The highway runs east–west through the state, connecting the Pittsburgh, Harrisburg, and Philadelphia areas. It crosses the Appalachian Mountains in central Pennsylvania, passing through four tunnels. The turnpike is part of the Interstate Highway System; it is designated as part of Interstate 76 (I-76) between the Ohio border and Valley Forge, I-70 between New Stanton and Breezewood, I-276 between Valley Forge and Bristol Township, and I-95 from Bristol Township to the New Jersey border. The road uses a ticket system of tolling between the Warrendale and Neshaminy Falls toll plazas. An additional eastbound toll plaza is located at Gateway, near the Ohio border, while a cashless westbound toll gantry using toll-by-plate is located at the Delaware River Bridge.
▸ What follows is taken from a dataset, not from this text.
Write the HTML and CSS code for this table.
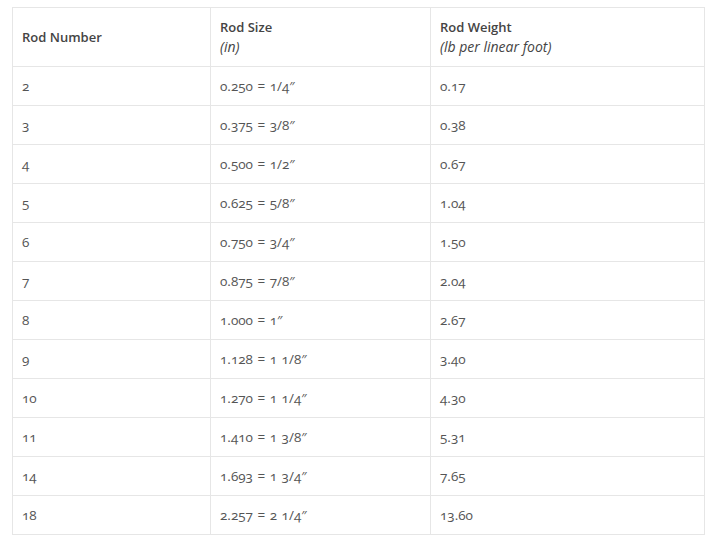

E-ZPass, a form of electronic toll collection, is accepted at all toll plazas.
During the 1930s the Pennsylvania Turnpike was designed to improve automobile transportation across the mountains of Pennsylvania, using seven tunnels built for the abandoned South Pennsylvania Railroad in the 1880s. The road opened on October 1, 1940, between Irwin and Carlisle. It was one of the earlier long-distance limited-access highways in the United States, and served as a precedent for additional limited-access toll roads and the Interstate Highway System.
Following World War II, the turnpike was extended east to Valley Forge in 1950 and west to the Ohio border in 1951. In 1954, the road was extended further east to the Delaware River. The mainline turnpike was finished in 1956 with the completion of the Delaware River Bridge. During the 1960s an additional tube was bored at four of the two-lane tunnels, while the other three tunnels were bypassed; these improvements made the entire length of the highway four lanes wide. Improvements continue to be made to the road: rebuilding the original section to modern standards, widening portions of the turnpike to six lanes, and adding interchanges. Most recently in 2018, an ongoing interchange project saw the redesignation of the easternmost three miles (4.8 km) of the road from I-276 to I-95. Though still considered part of the turnpike mainline, it is no longer signed with turnpike markers…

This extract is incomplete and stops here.